The other consequence that flows from the dispossession of the world - whilst 1% get rich - is that no emerging country can keep long on the Revolutionary State path; that is to say, a State basically capitalist (like Bolivia) but that does not permit the free reproduction of capital. Such a State could continue for quite a long time when the Soviet Union was around. Mozambique, Angola, Ethiopia, Burkina Fasso, Zimbabwe, are examples of Revolutionary States that survived a long time ‘in between’ capitalism and the Workers State, because of the existence of the Soviet Union.
What the fall of the Soviet Union has done is to make it impossible for ‘developing’ countries to remain steady on a kind of anti-capitalist development that still did not mean the construction of the Workers State. A development, as Posadas explained in The Revolutionary State, that caused a country like Peru to carry out an agrarian reform under Alvarado, 1974 or so. An agrarian reform that truly attacked imperialism, local capitalism and the banks. But Peru did not progress much after that, and then retreated.
With the fall of the Soviet Union, countries that would have advanced in the Revolutionary State manner like Peru in the 1970’s, can no longer do that. They either have to keep going against capitalism, like Venezuela, and come close to the Workers State (without yet being one), or they go the way of Jamaica.
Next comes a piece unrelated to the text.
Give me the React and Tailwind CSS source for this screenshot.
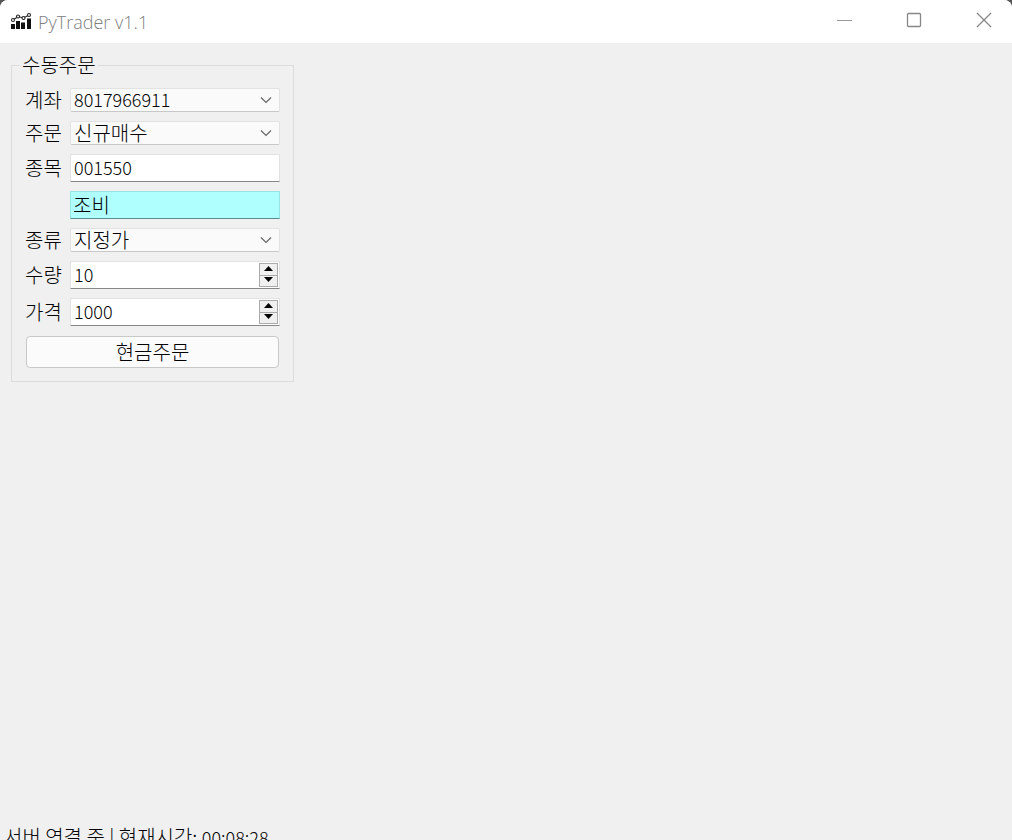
import { useState } from "react";

const FIELD = "w-full border border-[#e2e2e2] pl-[3px] font-light outline-none";

//? chart icon of the window
function AppIcon() {
  return (
    <svg className="h-5 w-[22px]" viewBox="0 0 22 20" aria-hidden="true">
      <g fill="#111">
        <rect x="1" y="12" width="4" height="5" />
        <rect x="6" y="9" width="4" height="8" />
        <rect x="11" y="10.500" width="4" height="6.500" />
        <rect x="17" y="6.500" width="4" height="10.500" />
      </g>
      <g fill="#fff" stroke="#222" strokeWidth="1.100">
        <path d="M3 8 L8 4.500 L13.500 6 L19 3" fill="none" />
        <circle cx="3" cy="8" r="1.500" />
        <circle cx="8" cy="4.500" r="1.500" />
        <circle cx="13.500" cy="6" r="1.500" />
        <circle cx="19" cy="3" r="1.500" />
      </g>
    </svg>
  );
}

function TitleBar() {
  return (
    <header className="flex h-[43px] shrink-0 items-center rounded-t-lg bg-white pl-[10px]">
      <AppIcon />
      <h1 className="ml-[6px] flex-1 pt-px font-['Open_Sans','Noto_Sans_CJK_KR',sans-serif] text-[18px] leading-6 font-light text-[#808080]">
        PyTrader v1.1
      </h1>
      <div className="flex h-full items-center gap-[38px] pr-[12px] pb-[3px]">
        <button type="button" aria-label="최소화" className="p-2">
          <svg className="size-4" viewBox="0 0 16 16" fill="none" stroke="#999">
            <path d="M1 8.500 H16" />
          </svg>
        </button>
        <button type="button" aria-label="최대화" className="p-2">
          <svg className="size-4" viewBox="0 0 16 16" fill="none" stroke="#888">
            <rect x="1.500" y="1.500" width="13" height="13" rx="1" strokeWidth="1.300" />
          </svg>
        </button>
        <button type="button" aria-label="닫기" className="p-2">
          <svg className="size-4" viewBox="0 0 16 16" fill="none" stroke="#888">
            <path d="M1 1 L15 15 M15 1 L1 15" strokeWidth="1.300" />
          </svg>
        </button>
      </div>
    </header>
  );
}

function Row({ id, label, children }) {
  return (
    <div className="flex items-center">
      <label htmlFor={id} className="w-[45px] shrink-0 text-[20px] leading-6">
        {label}
      </label>
      <div className="relative flex-1">{children}</div>
    </div>
  );
}

function Combo({ id, options, className }) {
  return (
    <>
      <select
        id={id}
        className={`block h-6 appearance-none rounded-xs border-b-[#c8c8c8] bg-[#fafafa] ${FIELD} ${className}`}
      >
        {options.map((option) => (
          <option key={option}>{option}</option>
        ))}
      </select>
      <svg
        className="pointer-events-none absolute top-2 right-2 h-2 w-3"
        viewBox="0 0 12 8"
        fill="none"
        stroke="#666"
        strokeWidth="1.200"
      >
        <path d="M1 1.500 L6 6.500 L11 1.500" />
      </svg>
    </>
  );
}

function Spin({ id, value, setValue, step }) {
  return (
    <div className="flex h-7 border border-[#e2e2e2] border-b-[#888] bg-white">
      <input
        id={id}
        type="number"
        value={value}
        onChange={(e) => setValue(Number(e.target.value))}
        className="w-full min-w-0 [appearance:textfield] pb-[2px] pl-[3px] text-[18px] font-light outline-none"
      />
      <div className="flex w-5 shrink-0 flex-col py-px pr-px">
        <button
          type="button"
          aria-label="증가"
          onClick={() => setValue(value + step)}
          className="flex flex-1 items-center justify-center border border-[#aaa] bg-[#f0f0f0] pb-[2px]"
        >
          <svg className="h-[5px] w-[9px] shrink-0" viewBox="0 0 9 5">
            <path d="M4.500 0 L9 5 H0 Z" />
          </svg>
        </button>
        <button
          type="button"
          aria-label="감소"
          onClick={() => setValue(value - step)}
          className="flex flex-1 items-center justify-center border border-t-0 border-[#aaa] bg-[#f0f0f0] pb-[2px]"
        >
          <svg className="h-[5px] w-[9px] shrink-0" viewBox="0 0 9 5">
            <path d="M0 0 H9 L4.500 5 Z" />
          </svg>
        </button>
      </div>
    </div>
  );
}

function OrderForm() {
  const [code, setCode] = useState("001550");
  const [count, setCount] = useState(10);
  const [price, setPrice] = useState(1000);

  return (
    <form onSubmit={(e) => e.preventDefault()}>
      <fieldset className="w-[283px] border border-[#dcdcdc] px-[13px] pb-[13px]">
        <legend className="-ml-[5px] px-[2px] text-[20px] leading-[22px]">수동주문</legend>
        <div className="flex flex-col gap-[9px] pt-3">
          <Row id="account" label="계좌">
            <Combo
              id="account"
              options={["8017966911"]}
              className="pb-[2px] text-[18px] leading-5"
            />
          </Row>
          <Row id="order" label="주문">
            <Combo
              id="order"
              options={["신규매수", "신규매도", "매수취소", "매도취소"]}
              className="text-[20px] leading-[22px]"
            />
          </Row>
          <Row id="code" label="종목">
            <input
              id="code"
              type="text"
              value={code}
              onChange={(e) => setCode(e.target.value)}
              className={`block h-7 border-b-[#888] bg-white pb-[2px] text-[18px] ${FIELD}`}
            />
          </Row>
          <div className="pl-[45px]">
            <input
              type="text"
              aria-label="종목명"
              value="조비"
              readOnly
              className="block h-7 w-full border border-[#98e4e4] border-b-[#5c9090] bg-[#b0ffff] pl-[2px] text-[20px] font-light outline-none"
            />
          </div>
          <Row id="kind" label="종류">
            <Combo
              id="kind"
              options={["지정가", "시장가"]}
              className="text-[20px] leading-[22px]"
            />
          </Row>
          <Row id="count" label="수량">
            <Spin id="count" value={count} setValue={setCount} step={1} />
          </Row>
          <Row id="price" label="가격">
            <Spin id="price" value={price} setValue={setPrice} step={1} />
          </Row>
          <button
            type="submit"
            className="mx-px mt-px h-8 rounded border border-[#c8c8c8] bg-[#fbfbfb] text-[20px] leading-6 font-light"
          >
            현금주문
          </button>
        </div>
      </fieldset>
    </form>
  );
}

function App() {
  return (
    <div className="h-screen bg-[#555]">
      <div className="flex h-full flex-col rounded-t-lg bg-[#f0f0f0] font-['Noto_Sans_CJK_KR',sans-serif] font-light text-black">
        <TitleBar />
        <main className="min-h-0 flex-1 overflow-hidden px-[11px] pt-[11px]">
          <OrderForm />
        </main>
        <footer className="h-[15px] shrink-0 overflow-hidden pl-1 text-[20px] leading-6 whitespace-nowrap">
          서버 연결 중 | 현재시간: <time className="text-[18px]">00:08:28</time>
        </footer>
      </div>
    </div>
  );
}

export default App;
It is the same polarisation that happens in any country, where the capitalist economy is no longer sustainable. A sector of the right goes to fascism, and a sector of the Left pushes towards the left, forcing the Communists (as in France) and a part of the Socialists, more to the Left.
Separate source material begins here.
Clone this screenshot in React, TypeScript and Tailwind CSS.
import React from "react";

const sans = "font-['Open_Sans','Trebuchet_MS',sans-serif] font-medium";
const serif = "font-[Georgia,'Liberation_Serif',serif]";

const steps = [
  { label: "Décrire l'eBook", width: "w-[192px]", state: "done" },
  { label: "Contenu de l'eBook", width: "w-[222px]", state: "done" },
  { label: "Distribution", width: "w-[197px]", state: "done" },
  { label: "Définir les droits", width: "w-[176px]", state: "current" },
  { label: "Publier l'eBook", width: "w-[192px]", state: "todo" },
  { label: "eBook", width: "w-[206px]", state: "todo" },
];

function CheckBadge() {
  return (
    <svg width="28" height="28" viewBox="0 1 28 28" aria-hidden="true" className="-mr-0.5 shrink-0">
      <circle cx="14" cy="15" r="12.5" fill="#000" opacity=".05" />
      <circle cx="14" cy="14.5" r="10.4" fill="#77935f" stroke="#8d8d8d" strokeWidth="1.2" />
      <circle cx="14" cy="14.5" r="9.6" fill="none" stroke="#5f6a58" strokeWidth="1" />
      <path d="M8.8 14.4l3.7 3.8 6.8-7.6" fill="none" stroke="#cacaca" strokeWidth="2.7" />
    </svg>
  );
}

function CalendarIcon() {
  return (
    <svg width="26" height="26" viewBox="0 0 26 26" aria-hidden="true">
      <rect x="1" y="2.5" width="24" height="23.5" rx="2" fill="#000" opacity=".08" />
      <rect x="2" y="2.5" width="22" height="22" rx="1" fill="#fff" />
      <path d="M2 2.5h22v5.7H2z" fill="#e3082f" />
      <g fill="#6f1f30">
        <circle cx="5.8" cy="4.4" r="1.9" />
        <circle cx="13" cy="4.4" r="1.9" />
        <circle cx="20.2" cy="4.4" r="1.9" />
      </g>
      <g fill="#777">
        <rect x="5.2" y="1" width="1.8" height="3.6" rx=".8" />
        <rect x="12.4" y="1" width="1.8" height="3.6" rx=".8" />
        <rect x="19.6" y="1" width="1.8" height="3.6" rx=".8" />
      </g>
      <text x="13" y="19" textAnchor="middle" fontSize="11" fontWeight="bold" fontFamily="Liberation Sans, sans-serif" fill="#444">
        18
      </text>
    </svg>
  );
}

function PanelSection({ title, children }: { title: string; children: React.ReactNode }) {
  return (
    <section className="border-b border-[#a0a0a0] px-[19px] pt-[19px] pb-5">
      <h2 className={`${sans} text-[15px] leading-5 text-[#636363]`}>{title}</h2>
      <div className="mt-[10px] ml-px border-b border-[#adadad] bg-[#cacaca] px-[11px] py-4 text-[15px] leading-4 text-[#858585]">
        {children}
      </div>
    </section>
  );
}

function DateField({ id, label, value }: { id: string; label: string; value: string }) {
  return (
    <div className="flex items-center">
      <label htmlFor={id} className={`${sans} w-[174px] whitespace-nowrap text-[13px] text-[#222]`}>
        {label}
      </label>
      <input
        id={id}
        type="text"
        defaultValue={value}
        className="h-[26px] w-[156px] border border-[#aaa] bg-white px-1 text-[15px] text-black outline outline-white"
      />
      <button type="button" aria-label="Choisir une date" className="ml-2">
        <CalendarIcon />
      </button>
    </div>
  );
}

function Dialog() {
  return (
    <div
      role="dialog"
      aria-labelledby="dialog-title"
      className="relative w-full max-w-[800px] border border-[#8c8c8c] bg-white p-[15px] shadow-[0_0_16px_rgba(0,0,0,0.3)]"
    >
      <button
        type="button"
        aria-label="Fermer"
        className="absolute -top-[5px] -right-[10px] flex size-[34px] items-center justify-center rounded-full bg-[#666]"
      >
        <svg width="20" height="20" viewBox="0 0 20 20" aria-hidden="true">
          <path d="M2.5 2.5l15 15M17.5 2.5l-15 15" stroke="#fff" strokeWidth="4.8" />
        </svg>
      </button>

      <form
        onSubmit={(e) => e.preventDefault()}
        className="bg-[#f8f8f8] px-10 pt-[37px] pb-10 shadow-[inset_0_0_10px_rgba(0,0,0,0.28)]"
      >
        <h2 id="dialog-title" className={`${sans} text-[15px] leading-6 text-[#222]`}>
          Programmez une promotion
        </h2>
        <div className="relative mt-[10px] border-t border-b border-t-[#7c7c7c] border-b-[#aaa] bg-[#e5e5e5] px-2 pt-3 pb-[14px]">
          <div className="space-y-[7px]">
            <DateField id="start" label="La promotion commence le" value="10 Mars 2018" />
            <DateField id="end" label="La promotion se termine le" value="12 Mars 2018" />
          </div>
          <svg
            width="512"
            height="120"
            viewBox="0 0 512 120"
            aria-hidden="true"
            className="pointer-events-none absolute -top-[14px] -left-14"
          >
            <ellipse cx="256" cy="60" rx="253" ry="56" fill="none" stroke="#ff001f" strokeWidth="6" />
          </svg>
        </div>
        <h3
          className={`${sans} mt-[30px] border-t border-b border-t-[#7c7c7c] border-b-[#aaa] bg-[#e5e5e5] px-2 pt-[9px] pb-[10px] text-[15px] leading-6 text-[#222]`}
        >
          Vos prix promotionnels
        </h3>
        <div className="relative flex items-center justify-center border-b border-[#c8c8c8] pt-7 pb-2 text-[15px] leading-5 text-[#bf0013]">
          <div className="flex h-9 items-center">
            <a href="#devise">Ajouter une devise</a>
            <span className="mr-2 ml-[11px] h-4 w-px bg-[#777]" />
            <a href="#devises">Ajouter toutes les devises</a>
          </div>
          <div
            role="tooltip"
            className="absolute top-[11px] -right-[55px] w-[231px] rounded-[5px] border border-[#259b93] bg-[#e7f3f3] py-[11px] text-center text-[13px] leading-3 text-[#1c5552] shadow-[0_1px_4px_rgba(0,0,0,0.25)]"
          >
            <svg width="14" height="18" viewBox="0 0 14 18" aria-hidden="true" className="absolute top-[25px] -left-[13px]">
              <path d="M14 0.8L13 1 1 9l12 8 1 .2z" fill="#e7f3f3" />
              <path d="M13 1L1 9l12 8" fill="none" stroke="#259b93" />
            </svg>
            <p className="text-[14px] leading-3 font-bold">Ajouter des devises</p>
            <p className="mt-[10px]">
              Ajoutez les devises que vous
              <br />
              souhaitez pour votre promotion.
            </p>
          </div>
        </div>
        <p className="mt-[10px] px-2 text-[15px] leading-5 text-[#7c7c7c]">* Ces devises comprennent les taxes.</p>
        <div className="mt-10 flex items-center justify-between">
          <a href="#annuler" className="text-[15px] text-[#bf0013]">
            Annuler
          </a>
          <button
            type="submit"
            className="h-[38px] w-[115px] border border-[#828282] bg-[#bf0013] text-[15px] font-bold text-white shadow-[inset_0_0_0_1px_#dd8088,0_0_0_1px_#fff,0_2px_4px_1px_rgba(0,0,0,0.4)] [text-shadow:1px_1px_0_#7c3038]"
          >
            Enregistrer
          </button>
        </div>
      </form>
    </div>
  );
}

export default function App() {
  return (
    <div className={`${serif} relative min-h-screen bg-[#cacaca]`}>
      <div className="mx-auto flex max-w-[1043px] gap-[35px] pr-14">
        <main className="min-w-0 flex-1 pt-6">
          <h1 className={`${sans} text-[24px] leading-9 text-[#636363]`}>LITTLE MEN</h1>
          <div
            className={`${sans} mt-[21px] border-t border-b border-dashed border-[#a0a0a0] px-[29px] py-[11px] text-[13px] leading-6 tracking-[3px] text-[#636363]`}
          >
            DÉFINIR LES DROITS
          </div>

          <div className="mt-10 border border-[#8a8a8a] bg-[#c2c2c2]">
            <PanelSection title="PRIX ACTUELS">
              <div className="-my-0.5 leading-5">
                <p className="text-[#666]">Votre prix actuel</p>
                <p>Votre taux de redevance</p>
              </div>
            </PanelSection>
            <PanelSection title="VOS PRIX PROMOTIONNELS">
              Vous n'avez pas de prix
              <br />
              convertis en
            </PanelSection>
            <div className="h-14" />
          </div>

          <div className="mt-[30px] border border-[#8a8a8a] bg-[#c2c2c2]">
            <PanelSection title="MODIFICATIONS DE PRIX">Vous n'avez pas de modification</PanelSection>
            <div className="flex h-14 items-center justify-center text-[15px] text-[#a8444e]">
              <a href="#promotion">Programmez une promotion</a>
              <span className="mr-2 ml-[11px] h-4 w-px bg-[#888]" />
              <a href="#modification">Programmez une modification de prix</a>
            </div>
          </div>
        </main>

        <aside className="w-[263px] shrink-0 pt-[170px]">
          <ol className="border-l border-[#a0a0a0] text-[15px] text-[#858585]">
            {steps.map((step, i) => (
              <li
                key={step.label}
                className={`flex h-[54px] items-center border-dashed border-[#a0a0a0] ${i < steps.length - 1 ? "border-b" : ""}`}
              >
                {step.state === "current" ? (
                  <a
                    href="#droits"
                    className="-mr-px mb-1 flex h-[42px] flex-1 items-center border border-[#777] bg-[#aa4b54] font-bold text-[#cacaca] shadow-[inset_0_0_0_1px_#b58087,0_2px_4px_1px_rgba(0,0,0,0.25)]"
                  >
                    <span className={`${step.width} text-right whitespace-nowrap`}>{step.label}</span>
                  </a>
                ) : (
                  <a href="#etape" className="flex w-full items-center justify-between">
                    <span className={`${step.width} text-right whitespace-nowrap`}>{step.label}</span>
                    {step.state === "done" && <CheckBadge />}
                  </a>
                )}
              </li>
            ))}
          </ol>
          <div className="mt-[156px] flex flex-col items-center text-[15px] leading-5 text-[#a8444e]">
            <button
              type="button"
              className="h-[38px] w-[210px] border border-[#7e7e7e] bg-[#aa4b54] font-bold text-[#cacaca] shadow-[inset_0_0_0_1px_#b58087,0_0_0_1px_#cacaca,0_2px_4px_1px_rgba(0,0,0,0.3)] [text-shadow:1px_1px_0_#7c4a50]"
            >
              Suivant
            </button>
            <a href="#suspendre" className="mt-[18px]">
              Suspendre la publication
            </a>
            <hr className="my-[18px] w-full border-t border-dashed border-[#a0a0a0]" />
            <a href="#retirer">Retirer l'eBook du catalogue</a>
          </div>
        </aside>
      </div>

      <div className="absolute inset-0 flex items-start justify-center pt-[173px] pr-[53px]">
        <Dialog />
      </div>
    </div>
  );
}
A polarisation that, on a world scale, and in every country, leads to the inevitable confrontation between the forces for the public good (around the working class and its organisations) and the (autistic) forces that embody the individual interest, individual egoism and the fear of socialism.
It is not humanity that is going to go Jamaica’s way, but capitalism that is going to lose. The private interest is clearly at war with the public good. The organisation of the left in the Labour Party is inevitable, because the British working class is going to be on the side of the public good, forcing Labour to revolutionize. This will not happen through parliament, but directly, in the struggle.
Sorry long winded, had to rush, could not concentrate.